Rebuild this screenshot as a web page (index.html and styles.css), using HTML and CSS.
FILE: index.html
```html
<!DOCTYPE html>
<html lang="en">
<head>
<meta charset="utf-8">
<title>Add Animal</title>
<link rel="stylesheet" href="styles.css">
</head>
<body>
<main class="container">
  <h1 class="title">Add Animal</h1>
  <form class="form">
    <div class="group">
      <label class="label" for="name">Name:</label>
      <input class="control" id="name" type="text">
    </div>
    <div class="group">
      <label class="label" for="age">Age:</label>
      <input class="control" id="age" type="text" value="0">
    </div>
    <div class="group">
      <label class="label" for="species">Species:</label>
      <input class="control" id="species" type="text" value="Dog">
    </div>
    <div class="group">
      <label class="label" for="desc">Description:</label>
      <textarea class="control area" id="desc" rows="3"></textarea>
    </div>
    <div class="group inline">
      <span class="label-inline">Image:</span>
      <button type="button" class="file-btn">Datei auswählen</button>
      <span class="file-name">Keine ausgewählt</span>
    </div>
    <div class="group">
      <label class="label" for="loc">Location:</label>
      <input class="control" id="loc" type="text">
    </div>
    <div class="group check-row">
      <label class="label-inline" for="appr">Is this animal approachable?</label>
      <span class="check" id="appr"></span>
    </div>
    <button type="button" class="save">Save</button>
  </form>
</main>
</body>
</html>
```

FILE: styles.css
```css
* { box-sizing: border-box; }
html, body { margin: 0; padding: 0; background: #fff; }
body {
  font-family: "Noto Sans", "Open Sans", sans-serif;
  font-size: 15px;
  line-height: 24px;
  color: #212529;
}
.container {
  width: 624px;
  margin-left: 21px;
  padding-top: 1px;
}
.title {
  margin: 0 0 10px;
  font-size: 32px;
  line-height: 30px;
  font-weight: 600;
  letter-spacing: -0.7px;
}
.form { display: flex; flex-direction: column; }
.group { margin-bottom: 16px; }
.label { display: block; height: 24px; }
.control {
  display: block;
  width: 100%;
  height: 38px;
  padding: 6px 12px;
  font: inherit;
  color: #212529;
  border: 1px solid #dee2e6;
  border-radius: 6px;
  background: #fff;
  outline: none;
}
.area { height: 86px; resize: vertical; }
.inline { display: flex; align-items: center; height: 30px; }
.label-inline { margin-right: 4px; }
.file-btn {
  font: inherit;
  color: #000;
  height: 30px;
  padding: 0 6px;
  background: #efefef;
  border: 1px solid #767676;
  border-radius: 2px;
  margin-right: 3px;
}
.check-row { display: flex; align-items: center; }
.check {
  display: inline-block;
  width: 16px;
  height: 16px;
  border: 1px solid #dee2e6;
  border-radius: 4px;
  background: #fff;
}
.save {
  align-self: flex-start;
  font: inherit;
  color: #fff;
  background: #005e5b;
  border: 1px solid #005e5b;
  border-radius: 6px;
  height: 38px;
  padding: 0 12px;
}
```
--
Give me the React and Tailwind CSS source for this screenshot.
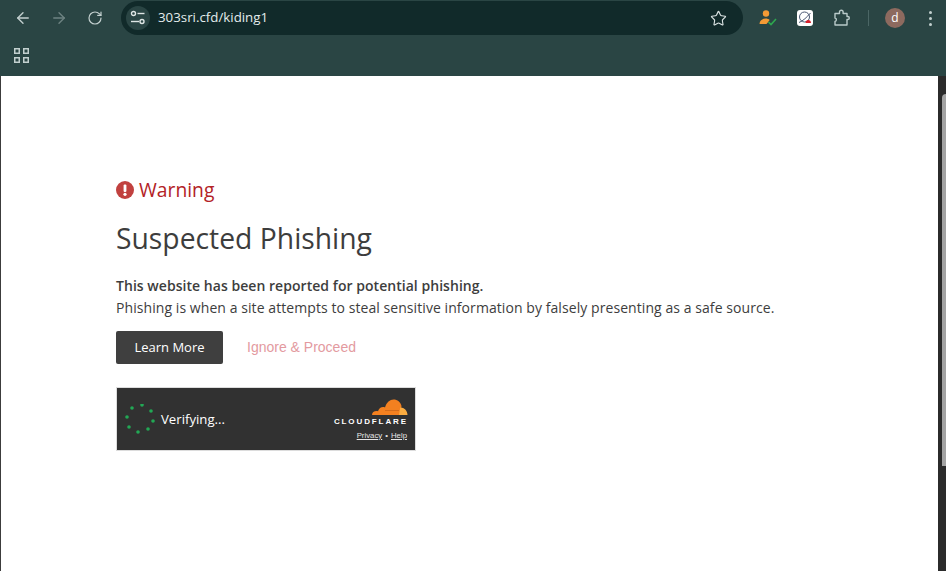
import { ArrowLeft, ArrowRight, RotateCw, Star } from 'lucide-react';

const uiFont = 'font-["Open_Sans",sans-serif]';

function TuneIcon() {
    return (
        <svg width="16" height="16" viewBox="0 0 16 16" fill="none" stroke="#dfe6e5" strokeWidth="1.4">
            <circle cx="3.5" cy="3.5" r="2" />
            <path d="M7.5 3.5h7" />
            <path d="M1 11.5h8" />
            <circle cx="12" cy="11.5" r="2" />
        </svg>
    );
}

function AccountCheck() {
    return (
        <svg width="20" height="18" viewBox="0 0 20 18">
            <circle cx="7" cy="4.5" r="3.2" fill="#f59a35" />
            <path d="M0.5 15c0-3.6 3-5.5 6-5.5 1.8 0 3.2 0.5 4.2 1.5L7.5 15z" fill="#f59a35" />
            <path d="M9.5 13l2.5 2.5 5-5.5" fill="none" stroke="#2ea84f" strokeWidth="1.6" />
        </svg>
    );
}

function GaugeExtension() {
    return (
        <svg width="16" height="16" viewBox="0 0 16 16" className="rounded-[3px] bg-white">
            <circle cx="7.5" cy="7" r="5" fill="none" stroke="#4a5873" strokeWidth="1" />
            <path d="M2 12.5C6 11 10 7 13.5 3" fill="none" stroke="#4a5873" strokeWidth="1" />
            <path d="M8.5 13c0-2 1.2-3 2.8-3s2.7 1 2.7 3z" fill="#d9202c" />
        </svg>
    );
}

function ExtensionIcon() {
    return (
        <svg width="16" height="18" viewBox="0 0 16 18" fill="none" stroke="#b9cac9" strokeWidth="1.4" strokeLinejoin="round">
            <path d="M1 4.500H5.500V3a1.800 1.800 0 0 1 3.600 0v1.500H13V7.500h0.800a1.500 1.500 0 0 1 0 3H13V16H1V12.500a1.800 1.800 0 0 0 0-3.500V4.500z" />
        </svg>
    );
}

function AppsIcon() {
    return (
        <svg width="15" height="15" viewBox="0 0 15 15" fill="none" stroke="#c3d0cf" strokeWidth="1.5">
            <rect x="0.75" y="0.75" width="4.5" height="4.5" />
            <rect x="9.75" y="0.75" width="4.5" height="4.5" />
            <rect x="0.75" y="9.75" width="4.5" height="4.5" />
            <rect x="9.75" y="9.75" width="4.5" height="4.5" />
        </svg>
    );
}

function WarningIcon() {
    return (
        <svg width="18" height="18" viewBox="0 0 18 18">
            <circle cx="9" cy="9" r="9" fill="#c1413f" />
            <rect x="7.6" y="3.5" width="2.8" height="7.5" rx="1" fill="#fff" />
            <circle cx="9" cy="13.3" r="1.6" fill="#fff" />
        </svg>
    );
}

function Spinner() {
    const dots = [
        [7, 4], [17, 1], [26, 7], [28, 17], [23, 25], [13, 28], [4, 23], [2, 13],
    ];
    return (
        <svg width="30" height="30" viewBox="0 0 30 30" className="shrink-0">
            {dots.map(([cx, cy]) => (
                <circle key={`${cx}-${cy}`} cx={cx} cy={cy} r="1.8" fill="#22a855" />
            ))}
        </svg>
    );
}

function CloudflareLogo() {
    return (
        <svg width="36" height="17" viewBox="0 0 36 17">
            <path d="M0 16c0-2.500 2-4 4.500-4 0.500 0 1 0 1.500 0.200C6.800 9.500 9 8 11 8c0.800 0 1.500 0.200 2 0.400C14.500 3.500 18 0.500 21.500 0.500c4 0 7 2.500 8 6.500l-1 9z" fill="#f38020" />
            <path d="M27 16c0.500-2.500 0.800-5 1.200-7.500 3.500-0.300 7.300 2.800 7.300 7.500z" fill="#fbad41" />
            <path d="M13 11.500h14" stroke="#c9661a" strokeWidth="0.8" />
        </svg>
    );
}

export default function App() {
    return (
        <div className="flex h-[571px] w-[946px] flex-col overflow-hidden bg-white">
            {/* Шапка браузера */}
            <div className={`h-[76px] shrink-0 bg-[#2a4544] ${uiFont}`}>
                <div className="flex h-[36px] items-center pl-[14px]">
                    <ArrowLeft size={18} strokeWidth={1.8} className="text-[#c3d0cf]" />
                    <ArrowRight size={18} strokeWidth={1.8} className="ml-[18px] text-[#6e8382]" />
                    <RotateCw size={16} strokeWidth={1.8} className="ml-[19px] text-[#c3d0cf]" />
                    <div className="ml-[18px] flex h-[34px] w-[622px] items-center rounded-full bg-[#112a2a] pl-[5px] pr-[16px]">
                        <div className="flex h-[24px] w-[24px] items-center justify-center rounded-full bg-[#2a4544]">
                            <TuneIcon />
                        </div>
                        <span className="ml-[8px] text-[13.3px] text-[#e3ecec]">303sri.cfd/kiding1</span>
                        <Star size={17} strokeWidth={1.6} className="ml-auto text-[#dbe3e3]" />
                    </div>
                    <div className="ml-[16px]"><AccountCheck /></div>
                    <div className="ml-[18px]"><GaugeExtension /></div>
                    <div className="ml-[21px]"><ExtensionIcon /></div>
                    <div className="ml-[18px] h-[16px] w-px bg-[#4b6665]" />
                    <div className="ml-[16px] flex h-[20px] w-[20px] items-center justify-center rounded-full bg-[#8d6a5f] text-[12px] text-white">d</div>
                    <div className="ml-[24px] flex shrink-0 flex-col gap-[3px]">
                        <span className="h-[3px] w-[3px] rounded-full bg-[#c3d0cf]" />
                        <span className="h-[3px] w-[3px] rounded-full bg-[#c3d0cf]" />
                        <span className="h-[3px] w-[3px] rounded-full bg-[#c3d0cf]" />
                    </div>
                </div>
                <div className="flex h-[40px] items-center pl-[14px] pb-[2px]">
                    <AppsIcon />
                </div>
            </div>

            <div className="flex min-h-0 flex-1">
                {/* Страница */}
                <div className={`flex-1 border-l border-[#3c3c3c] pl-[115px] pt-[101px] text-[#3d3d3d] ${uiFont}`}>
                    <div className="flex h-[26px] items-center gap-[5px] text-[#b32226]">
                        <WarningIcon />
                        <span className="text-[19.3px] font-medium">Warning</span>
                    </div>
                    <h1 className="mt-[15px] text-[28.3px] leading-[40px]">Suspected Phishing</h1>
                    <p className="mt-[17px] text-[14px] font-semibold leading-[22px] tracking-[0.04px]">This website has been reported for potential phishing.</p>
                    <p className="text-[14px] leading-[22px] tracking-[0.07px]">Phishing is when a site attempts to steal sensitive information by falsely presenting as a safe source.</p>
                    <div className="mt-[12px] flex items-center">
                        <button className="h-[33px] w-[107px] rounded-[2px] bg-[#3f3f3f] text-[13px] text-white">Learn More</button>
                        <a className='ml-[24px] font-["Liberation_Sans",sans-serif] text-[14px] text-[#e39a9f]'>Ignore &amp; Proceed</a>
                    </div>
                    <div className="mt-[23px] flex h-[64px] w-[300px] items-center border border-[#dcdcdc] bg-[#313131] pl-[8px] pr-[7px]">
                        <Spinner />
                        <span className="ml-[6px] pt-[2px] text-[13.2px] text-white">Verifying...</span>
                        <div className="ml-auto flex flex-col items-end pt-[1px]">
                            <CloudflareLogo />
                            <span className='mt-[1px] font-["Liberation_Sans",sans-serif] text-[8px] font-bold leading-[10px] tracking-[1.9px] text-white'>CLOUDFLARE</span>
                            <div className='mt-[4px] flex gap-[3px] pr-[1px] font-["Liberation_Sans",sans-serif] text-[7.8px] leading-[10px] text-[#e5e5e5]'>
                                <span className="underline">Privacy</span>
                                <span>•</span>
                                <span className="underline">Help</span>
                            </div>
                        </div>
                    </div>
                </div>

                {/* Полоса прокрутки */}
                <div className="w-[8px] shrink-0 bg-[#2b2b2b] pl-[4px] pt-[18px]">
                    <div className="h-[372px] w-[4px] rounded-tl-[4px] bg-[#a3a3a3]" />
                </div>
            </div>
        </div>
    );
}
==
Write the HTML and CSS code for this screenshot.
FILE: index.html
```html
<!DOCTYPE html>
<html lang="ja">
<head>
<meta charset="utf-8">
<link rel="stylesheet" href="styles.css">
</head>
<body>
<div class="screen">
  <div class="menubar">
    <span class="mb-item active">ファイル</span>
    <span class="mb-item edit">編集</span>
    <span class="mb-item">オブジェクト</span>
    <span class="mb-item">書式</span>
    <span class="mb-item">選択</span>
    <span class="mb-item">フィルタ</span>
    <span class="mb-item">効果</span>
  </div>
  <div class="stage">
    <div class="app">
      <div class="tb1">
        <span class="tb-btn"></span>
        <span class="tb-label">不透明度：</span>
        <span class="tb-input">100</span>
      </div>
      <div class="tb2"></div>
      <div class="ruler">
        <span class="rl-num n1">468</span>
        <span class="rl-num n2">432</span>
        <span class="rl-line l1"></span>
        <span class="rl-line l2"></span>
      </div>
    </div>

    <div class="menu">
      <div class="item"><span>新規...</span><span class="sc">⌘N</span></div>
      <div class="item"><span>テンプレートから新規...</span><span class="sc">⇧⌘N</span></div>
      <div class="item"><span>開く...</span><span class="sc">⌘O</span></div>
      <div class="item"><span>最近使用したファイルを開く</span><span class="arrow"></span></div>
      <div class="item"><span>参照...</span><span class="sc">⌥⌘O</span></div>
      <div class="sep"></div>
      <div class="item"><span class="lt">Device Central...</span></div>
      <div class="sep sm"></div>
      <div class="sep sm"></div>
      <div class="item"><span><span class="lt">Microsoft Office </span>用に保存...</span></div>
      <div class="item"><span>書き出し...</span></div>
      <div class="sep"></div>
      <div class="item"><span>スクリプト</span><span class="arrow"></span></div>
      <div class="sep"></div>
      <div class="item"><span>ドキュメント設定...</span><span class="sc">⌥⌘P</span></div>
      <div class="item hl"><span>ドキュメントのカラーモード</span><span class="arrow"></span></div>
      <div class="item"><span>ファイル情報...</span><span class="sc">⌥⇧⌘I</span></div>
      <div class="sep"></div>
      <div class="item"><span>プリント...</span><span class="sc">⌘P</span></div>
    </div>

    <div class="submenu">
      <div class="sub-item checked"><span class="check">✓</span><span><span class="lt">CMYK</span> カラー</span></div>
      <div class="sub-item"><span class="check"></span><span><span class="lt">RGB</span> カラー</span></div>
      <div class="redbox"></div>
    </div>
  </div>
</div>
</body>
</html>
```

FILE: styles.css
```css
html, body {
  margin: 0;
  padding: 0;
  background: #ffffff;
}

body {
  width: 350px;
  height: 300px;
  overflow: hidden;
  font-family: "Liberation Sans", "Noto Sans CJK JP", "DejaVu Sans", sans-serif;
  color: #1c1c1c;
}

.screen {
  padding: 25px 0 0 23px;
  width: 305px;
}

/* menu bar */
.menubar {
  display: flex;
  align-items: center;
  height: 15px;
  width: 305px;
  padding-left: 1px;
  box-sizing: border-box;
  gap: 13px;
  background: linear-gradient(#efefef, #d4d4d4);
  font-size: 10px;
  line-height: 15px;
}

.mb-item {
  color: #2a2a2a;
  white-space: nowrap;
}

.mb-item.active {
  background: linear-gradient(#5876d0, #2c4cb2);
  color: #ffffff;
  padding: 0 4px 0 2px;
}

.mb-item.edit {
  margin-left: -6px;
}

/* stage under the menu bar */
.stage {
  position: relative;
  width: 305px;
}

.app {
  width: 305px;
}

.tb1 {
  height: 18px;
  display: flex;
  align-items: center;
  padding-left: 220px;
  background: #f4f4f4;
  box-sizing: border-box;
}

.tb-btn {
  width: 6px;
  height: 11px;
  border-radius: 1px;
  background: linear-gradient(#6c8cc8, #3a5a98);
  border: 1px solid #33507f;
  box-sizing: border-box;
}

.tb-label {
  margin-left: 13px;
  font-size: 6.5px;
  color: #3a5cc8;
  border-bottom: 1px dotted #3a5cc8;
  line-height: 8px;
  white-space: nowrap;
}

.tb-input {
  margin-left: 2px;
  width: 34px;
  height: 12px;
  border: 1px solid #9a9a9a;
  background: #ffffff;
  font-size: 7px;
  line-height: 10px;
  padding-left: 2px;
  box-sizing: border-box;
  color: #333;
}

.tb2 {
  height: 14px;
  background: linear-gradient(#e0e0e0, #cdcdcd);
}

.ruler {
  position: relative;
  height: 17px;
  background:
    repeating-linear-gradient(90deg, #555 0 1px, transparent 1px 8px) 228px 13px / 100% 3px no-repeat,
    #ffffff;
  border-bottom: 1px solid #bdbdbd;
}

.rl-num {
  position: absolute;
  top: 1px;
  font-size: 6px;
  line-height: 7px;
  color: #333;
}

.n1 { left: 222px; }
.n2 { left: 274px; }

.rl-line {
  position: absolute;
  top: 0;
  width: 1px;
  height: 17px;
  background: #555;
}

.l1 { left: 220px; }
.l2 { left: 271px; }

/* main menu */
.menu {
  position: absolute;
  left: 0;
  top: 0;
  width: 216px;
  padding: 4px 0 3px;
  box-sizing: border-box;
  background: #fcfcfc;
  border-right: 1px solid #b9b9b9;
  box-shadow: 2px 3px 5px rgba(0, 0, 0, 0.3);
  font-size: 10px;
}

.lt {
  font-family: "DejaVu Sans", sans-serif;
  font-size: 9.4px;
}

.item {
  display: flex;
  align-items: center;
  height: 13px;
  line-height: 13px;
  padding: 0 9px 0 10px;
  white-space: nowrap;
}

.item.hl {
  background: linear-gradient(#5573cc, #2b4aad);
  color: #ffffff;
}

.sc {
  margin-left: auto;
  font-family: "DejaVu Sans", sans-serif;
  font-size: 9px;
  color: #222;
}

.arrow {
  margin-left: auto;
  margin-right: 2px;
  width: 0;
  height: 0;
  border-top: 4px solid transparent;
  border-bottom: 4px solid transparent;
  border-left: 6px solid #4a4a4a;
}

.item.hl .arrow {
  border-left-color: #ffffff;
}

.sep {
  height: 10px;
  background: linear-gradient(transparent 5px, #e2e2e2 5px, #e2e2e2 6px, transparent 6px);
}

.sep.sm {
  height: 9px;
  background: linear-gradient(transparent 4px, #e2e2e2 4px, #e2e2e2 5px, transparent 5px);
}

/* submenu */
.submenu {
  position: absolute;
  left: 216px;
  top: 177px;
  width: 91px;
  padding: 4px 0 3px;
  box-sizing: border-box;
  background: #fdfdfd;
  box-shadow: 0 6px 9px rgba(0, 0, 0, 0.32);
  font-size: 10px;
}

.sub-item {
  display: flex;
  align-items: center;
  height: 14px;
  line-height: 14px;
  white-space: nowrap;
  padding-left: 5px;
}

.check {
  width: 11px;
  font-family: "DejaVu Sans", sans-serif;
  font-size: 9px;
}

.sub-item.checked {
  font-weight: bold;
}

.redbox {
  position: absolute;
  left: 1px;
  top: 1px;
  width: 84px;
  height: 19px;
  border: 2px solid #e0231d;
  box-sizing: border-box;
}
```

• _THE PROBLEM_
Tally the lines containing "screenshot". Provide the number without any other words.

• _OUTPUT_
3